I attended a number of interesting sessions with presenters who studied actual violence by working and serving in communities, doing ride-alongs with police, interviewing people who had suffered violence and had perpetrated violence. This was draining in two ways. 

First, there's a lot of human suffering out there. One presenter had found that many felons serving prison sentences for gun violence had themselves been victims of gun violence, often as early as age 14. He further found that, when people knew who shot them, they were less likely to tell the police. They trust the police so little that they would prefer to settle the score themselves, and the police are just somebody you can dump your cold cases on as one last hail mary. A mother from Newtown was there. Both of her children had been shot in the massacre. One died. She described crying until the capillaries burst in both her eyes. One gets the feeling that tragedy cannot be prevented and that many people are doomed to poverty and violence from the moment they're born.

Second, it made me frustrated with how far removed we are from the actual societal problem we want to study. We want to prevent gang violence, child abuse, intimate partner violence, bullying, aggressive driving, and harassment. Instead of studying the community members of South- and West-Side Chicago, we study college undergraduates, a bunch of nerds who would rather read a book than fight somebody and generally have enough money and safety to be able to do just that. Instead of studying shootings or fights or abuse, we study how much hot sauce these undergrads pour for each other or whether they think a rude RA should be able to keep their job. We even use proxies of proxies -- when it's too much trouble to see how much hot sauce they'll pour for somebody, we give them KI__ and watch whether they fill it in as KILL or KISS.

One of the APA speakers closed by reference to the old joke about the drunkard looking for his keys. The drunk is looking for his keys under the streetlight. A friend joins him and helps him look for a while, with no progress. Eventually the friend, exasperated, says "Let's try something different. Where did you last see your keys?" The drunk says "I dropped my keys over there in the bushes." The bewildered friend asks "Well then, why are we searching over here by the streetlight?" To which the drunk replies "Well, the light's good over here, and I'm afraid of the dark." 

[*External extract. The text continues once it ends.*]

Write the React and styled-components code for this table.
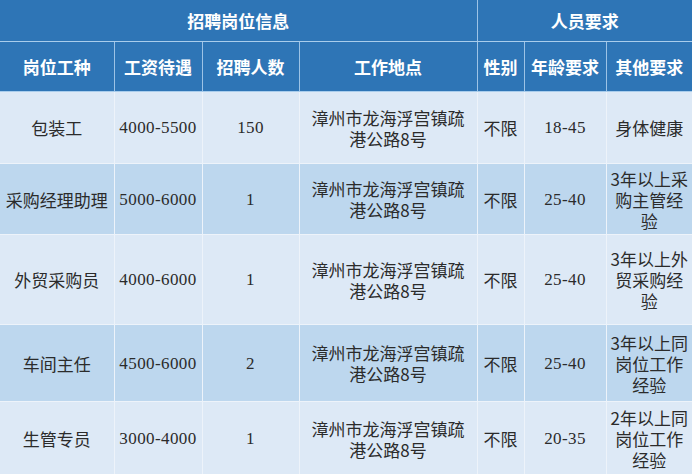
import React from 'react';
import styled, { createGlobalStyle } from 'styled-components';

const GlobalStyle = createGlobalStyle`
    html, body {
        margin: 0;
        padding: 0;
        background: #ffffff;
    }
`;

const Table = styled.table`
    width: 692px;
    table-layout: fixed;
    border-collapse: collapse;
    font-family: "Noto Sans CJK SC", "Noto Sans", sans-serif;
    font-size: 17px;
    line-height: 21px;
`;

const HeadCell = styled.th`
    background-color: #2e75b6;
    color: #ffffff;
    font-weight: bold;
    text-align: center;
    padding: 0;
    height: ${props => props.h}px;
    border-right: 1px solid #9dc3e6;
    border-bottom: 1px solid #a9cdec;
    &:last-child {
        border-right: none;
    }
`;

const Row = styled.tr`
    background-color: ${props => props.dark ? '#bdd7ee' : '#dde9f6'};
    height: ${props => props.h}px;
`;

const Cell = styled.td`
    text-align: center;
    vertical-align: middle;
    color: #2b2b2b;
    padding: 0 ${props => props.pad || 2}px;
    font-family: ${props => props.serif
        ? '"Liberation Serif", "Noto Sans CJK SC", serif'
        : '"Noto Sans CJK SC", "Noto Sans", sans-serif'};
    letter-spacing: ${props => props.serif ? '0.4px' : '0'};
    border-right: 1px solid #edf3fa;
    border-bottom: 1px solid #edf3fa;
    &:last-child {
        border-right: none;
    }
`;

const widths = [114, 88, 97, 178, 47, 82, 86];

const jobs = [
    { name: '包装工', pay: '4000-5500', count: '150', age: '18-45', other: '身体健康', h: 72 },
    { name: '采购经理助理', pay: '5000-6000', count: '1', age: '25-40', other: '3年以上采购主管经验', h: 71 },
    { name: '外贸采购员', pay: '4000-6000', count: '1', age: '25-40', other: '3年以上外贸采购经验', h: 90 },
    { name: '车间主任', pay: '4500-6000', count: '2', age: '25-40', other: '3年以上同岗位工作经验', h: 77 },
    { name: '生管专员', pay: '3000-4000', count: '1', age: '20-35', other: '2年以上同岗位工作经验', h: 74 },
];

export default function App() {
    return (
        <>
            <GlobalStyle />
            <Table>
                <colgroup>
                    {widths.map((w, i) => <col key={i} style={{ width: w }} />)}
                </colgroup>
                <thead>
                    <tr>
                        <HeadCell h={41} colSpan={4}>招聘岗位信息</HeadCell>
                        <HeadCell h={41} colSpan={3}>人员要求</HeadCell>
                    </tr>
                    <tr>
                        <HeadCell h={49}>岗位工种</HeadCell>
                        <HeadCell h={49}>工资待遇</HeadCell>
                        <HeadCell h={49}>招聘人数</HeadCell>
                        <HeadCell h={49}>工作地点</HeadCell>
                        <HeadCell h={49}>性别</HeadCell>
                        <HeadCell h={49}>年龄要求</HeadCell>
                        <HeadCell h={49}>其他要求</HeadCell>
                    </tr>
                </thead>
                <tbody>
                    {jobs.map((job, i) => (
                        <Row key={job.name} dark={i % 2 === 1} h={job.h}>
                            <Cell>{job.name}</Cell>
                            <Cell serif>{job.pay}</Cell>
                            <Cell serif>{job.count}</Cell>
                            <Cell pad={8}>漳州市龙海浮宫镇疏港公路8号</Cell>
                            <Cell>不限</Cell>
                            <Cell serif>{job.age}</Cell>
                            <Cell pad={3}>{job.other}</Cell>
                        </Row>
                    ))}
                </tbody>
            </Table>
        </>
    );
}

The light's good over here playing parlor tricks with college undergraduates and hot sauce. And it's certainly less scary than trying to get out in the rough parts of Chicago!

It's possible that I'm not well read and that there's a lot of great aggression research going on that studies these real problems. But mostly I see us running little experiments with just-significant results, or running survey designs that tell us something obvious and hopelessly confounded. Interviews and ethnography and field work seem to be for sociologists or criminologists, not psychologists.

What am I doing about it?  Not much. For now, I'm doing my part by trying to test the convergent validity of our lab measures and see whether they actually agree with each other (preliminary answer: they don't). I often worry about my career, because I've never "discovered" some effect. You could do a decent job summarizing my last ten years as digging a deeper and deeper hole in what we think we already know, hoping to find some sort of bedrock that we can build from. So far, I'm still shoveling, assessing publication bias, failing to replicate findings, criticizing too-good-to-be-true results, and trying to figure out if our measures are at all valid and reliable

I like the work that I do, and I think it's the best work I can do given my skills and resources and timeframe. But that work could be much more valuable if I could get out into the actual populations and environments that we're worried about. I had an RA with a connection at a maximum-security prison, but I wasn't able to pursue the lead aggressively enough and it slipped through my fingers. I'm not particularly smooth or adventurous, so I'm not enthusiastic about going into communities to understand gun violence. I'm pre-tenure, so what makes the most sense for me career-wise is to stick to doing more of the same research with college undergrads and MTurk workers. Maybe try to find some sort of eyebrow-raising lab effect that I can wildly extrapolate from.

I'm not sure what to recommend. As a field, we probably recalibrate our expectations; we can't expect a scientist to make three or four noteworthy, generalizable discoveries a year. Getting actionable and generalizable psychological findings will probably require orders of magnitude more effort and investmentWe can make psychological science prepared for that investment by trying to improve the transparency and honesty of that process.

I'm gonna try to read more sociology and criminology. Maybe they know something we don't?

1 comment:

  1. Nice post, Joe. Re: "Maybe they know something we don't", I think this is true for many other fields of interdisciplinary social/health sciences. Increasingly, I see many teams of interdisciplinary scholars adopting participatory and/or community-based research methodology, where the people you hope to study get some say in what you ask, and from whom you collect data (and how). It may just be me, but it's hard to imagine that the folks impacted by gun violence would feel particularly comforted/optimistic/supported by the insights and actionable problem-solving potential of studies using the methods you have summarized here. If we as a field did a better job of giving the communities we want to recruit from a real seat at the study management table, perhaps we'd be able to avoid looking under the street light and get to the bushes more quickly. As your analogy illustrates, sometimes in order to do so, all you need to do is ask.